Part one (avionics research) elucidates the contemporary and future, industry focused, development and innovation areas in the field of Avionics Engineering. The constantly increasing density of air traffic and the growing diversity of aerospace vehicles that will occupy the air space imposes new requirements on Communication, Navigation, Surveillance/Air Traffic Management (CNS/ATM) and Avionics (CNS+A) technologies. Unmanned Aerial Systems (UAS) are key drivers in the evolution of CNS+A systems. Additionally, Urban Air Mobility (UAM) is expected to add a new dimension to future aviation related technologies. The conventional ATM network and services will be expanded to include new UAS and Space Traffic Management (UTM/STM) schemes for un-segregated operations of manned and autonomous vehicles both in atmospheric flight (including low-level and urban operations) and in near-Earth space operations. In the wake of UTM/UAM come further advances in Performance-Based Operations (PBO), which will have profound impacts on aviation equipment mandates and standards, with tangible benefits in terms of airspace capacity, safety, access modalities, prioritization and overall fairness. Another key area will be the design of Human-Machine Interfaces and Interactions (HMI2) supporting trusted autonomous operations (i.e., human-autonomy teaming). All these spheres will utilize Machine Learning & Artificial Intelligence (ML/AI) algorithms to enhance the overall CNS+A systems performance and efficiency.

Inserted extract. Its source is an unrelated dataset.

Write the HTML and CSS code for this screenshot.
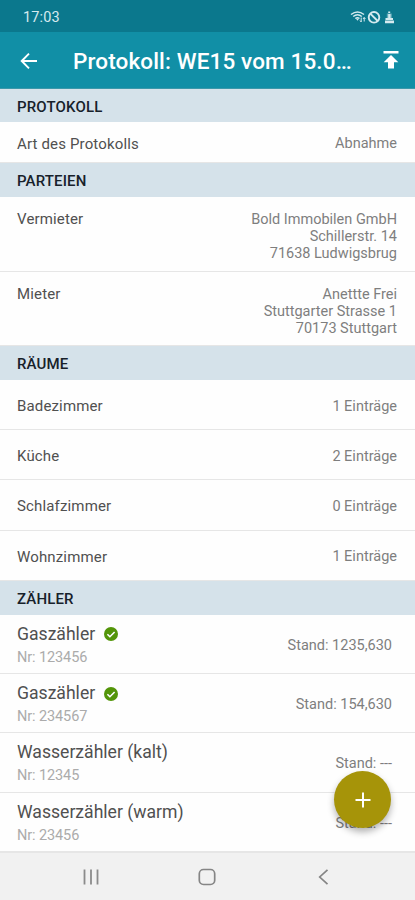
FILE: index.html
```html
<!DOCTYPE html>
<html lang="de">
<head>
<meta charset="utf-8">
<meta name="viewport" content="width=device-width">
<title>Protokoll</title>
<link rel="stylesheet" href="styles.css">
</head>
<body>
<div class="status">
  <span class="clock">17:03</span>
  <svg class="status-icons" width="46" height="16" viewBox="0 0 46 16" fill="none" stroke="#d5eaef">
    <path d="M1 5.5Q7.500 0.500 14 5.500M3.200 7.500Q7.500 4 11.800 7.500M5.300 9.500Q7.500 7.800 9.500 9.500" stroke-width="1.500"/>
    <path d="M7.500 11.800l-1.500-2h3z" fill="#d5eaef" stroke="none"/>
    <path d="M11.200 8.500v4.500M14.200 12.500V8.500M10 11.500l1.200 1.500M13 10l1.200-1.500 1.200 1.500" stroke-width="1"/>
    <circle cx="24" cy="8.300" r="5.300" stroke-width="1.900"/>
    <path d="M20.300 4.600l7.400 7.400" stroke-width="1.900"/>
    <path d="M36.800 4.500h5v6h-5z" fill="#5fa9b7" stroke="none"/>
    <path d="M38.200 2.500h2v1.500h-2zM38.200 5h2.300v4h2.500v2h-7.500v-2h2.700zM35 11.500h9v2.700h-9z" fill="#d5eaef" stroke="none"/>
  </svg>
</div>
<header class="appbar">
  <svg class="back" width="18" height="18" viewBox="0 0 18 18" fill="none" stroke="#fff" stroke-width="1.900"><path d="M17 9H2M9 1.700L1.700 9L9 16.300"/></svg>
  <h1>Protokoll: WE15 vom 15.0…</h1>
  <svg class="upload" width="16" height="18" viewBox="0 0 16 18" fill="#fff"><path d="M.5 0h15v2.400H.500zM8 4l7.300 7.300H11V17.500H5v-6.200H.700z"/></svg>
</header>
<main>
  <h2 class="first">PROTOKOLL</h2>
  <div class="row type"><span>Art des Protokolls</span><span class="value">Abnahme</span></div>
  <h2>PARTEIEN</h2>
  <div class="row party"><span>Vermieter</span><span class="value">Bold Immobilen GmbH<br>Schillerstr. 14<br>71638 Ludwigsbrug</span></div>
  <div class="row party"><span>Mieter</span><span class="value">Anettte Frei<br>Stuttgarter Strasse 1<br>70173 Stuttgart</span></div>
  <h2>RÄUME</h2>
  <div class="row room"><span>Badezimmer</span><span class="value">1 Einträge</span></div>
  <div class="row room"><span>Küche</span><span class="value">2 Einträge</span></div>
  <div class="row room"><span>Schlafzimmer</span><span class="value">0 Einträge</span></div>
  <div class="row room"><span>Wohnzimmer</span><span class="value">1 Einträge</span></div>
  <h2>ZÄHLER</h2>
  <div class="row meter">
    <div><div class="name">Gaszähler<svg class="check" width="14" height="14" viewBox="0 0 14 14"><circle cx="7" cy="7" r="7" fill="#539509"/><path d="M3.400 7.200l2.500 2.500 4.700-4.700" fill="none" stroke="#fff" stroke-width="1.600"/></svg></div><div class="nr">Nr: 123456</div></div>
    <span class="value">Stand: 1235,630</span>
  </div>
  <div class="row meter">
    <div><div class="name">Gaszähler<svg class="check" width="14" height="14" viewBox="0 0 14 14"><circle cx="7" cy="7" r="7" fill="#539509"/><path d="M3.400 7.200l2.500 2.500 4.700-4.700" fill="none" stroke="#fff" stroke-width="1.600"/></svg></div><div class="nr">Nr: 234567</div></div>
    <span class="value">Stand: 154,630</span>
  </div>
  <div class="row meter">
    <div><div class="name">Wasserzähler (kalt)</div><div class="nr">Nr: 12345</div></div>
    <span class="value">Stand: ---</span>
  </div>
  <div class="row meter">
    <div><div class="name">Wasserzähler (warm)</div><div class="nr">Nr: 23456</div></div>
    <span class="value">Stand: ---</span>
  </div>
</main>
<nav>
  <svg width="18" height="16" viewBox="0 0 18 16" stroke="#8b8b8b" stroke-width="1.800"><path d="M2.500 0.500v15M9 0.500v15M15.500 0.500v15"/></svg>
  <svg width="18" height="18" viewBox="0 0 18 18" fill="none" stroke="#858585" stroke-width="1.700"><rect x="1.300" y="1.500" width="15.400" height="15" rx="4.200"/></svg>
  <svg width="18" height="18" viewBox="0 0 18 18" fill="none" stroke="#858585" stroke-width="1.700"><path d="M13.500 1.800L5.700 9l7.800 7.200"/></svg>
</nav>
<button class="fab" aria-label="Hinzufügen"><svg width="16" height="16" viewBox="0 0 16 16" stroke="#fff" stroke-width="2"><path d="M8 .5v15M.500 8h15"/></svg></button>
</body>
</html>
```
FILE: styles.css
```css
* { box-sizing: border-box; }
body {
  margin: 0;
  height: 900px;
  display: flex;
  flex-direction: column;
  position: relative;
  overflow: hidden;
  background: #fefefe;
  color: #505050;
  font-family: Roboto, "Liberation Sans", sans-serif;
  font-size: 15px;
  letter-spacing: 0.15px;
}
.status {
  height: 32px;
  flex: none;
  display: flex;
  align-items: center;
  justify-content: space-between;
  padding: 2px 19px 0 23px;
  background: #0b788d;
}
.clock { color: #d5eaef; font-size: 14.5px; }
.appbar {
  height: 57px;
  flex: none;
  display: flex;
  align-items: center;
  padding: 0 16px 0 20px;
  background: #118fa6;
  border-bottom: 1px solid #3b98aa;
}
.back { margin-top: 1px; }
h1 {
  flex: 1;
  margin: 2px 0 0 35px;
  color: #fff;
  font-size: 22.5px;
  font-weight: 500;
  letter-spacing: 0.13px;
  white-space: nowrap;
}
main { height: 761.5px; flex: none; }
h2 {
  height: 34px;
  margin: 0;
  padding: 2px 17px 0;
  display: flex;
  align-items: center;
  background: #d5e2ea;
  color: #17212a;
  font-size: 15px;
  font-weight: 500;
}
h2.first { height: 33px; }
.row {
  display: flex;
  justify-content: space-between;
  align-items: center;
  padding: 0 18px 0 17px;
  border-bottom: 1px solid #e6e6e6;
}
.value {
  color: #7e7e7e;
  font-size: 14.5px;
  letter-spacing: 0;
  text-align: right;
}
.type { height: 41px; padding-top: 3px; }
.party { height: 74.5px; align-items: flex-start; padding-top: 14px; line-height: 17.2px; }
.room { height: 50.2px; padding-top: 3px; }
.meter { height: 59.3px; padding-top: 3px; padding-right: 23px; }
.name {
  display: flex;
  align-items: center;
  font-size: 17.6px;
  letter-spacing: 0;
  line-height: 24px;
}
.check { margin-left: 9px; margin-top: 1px; }
.nr { color: #ababab; font-size: 14.5px; letter-spacing: -0.1px; line-height: 23px; }
nav {
  height: 49.5px;
  flex: none;
  display: flex;
  align-items: center;
  justify-content: space-between;
  padding: 1px 83px 0 82px;
  background: #f1f1f1;
  border-top: 2px solid #e6e6e6;
}
.fab {
  position: absolute;
  left: 334px;
  top: 771px;
  width: 57px;
  height: 57px;
  padding: 0;
  display: flex;
  align-items: center;
  justify-content: center;
  border: 0;
  border-radius: 50%;
  background: #a69409;
  box-shadow: 0 4px 7px rgba(0, 0, 0, 0.3);
}
```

Likewise, certification of ML/AI in aviation and especially safety critical avionics is a major focus of current research. Proliferation of cyber-physical systems, especially for UTM/UAM operations makes cyber security a critical requirement.
The aim of Part two of this tutorial (avionics education) is to discuss practical approaches for the alignment of educational curricula with that of relevant industry needs and technological advances in the field of avionics engineering. A review of existing avionics programs will be presented, highlighting their current shortcomings vis-a-vis prevailing industry requirements and future trends covered in part one. Building on the fact that most curricula have not been updated since the late 1990s, a new and comprehensive undergraduate curriculum is proposed, clarifying the rationale of variations from current practices. Additionally, a curriculum structure suitable for graduate avionics programs is presented, with a focus on specialist skills aligned with the prevailing research and innovations areas in Avionics Engineering. The overall objective of the proposed curricula is to bridge the gaps between higher education, industry practices, government regulators, and public stakeholder needs; towards maximizing educational outcomes and preparedness of the avionics engineering workforce, and to tackle some of the most important challenges and opportunities faced by the aerospace sector globally.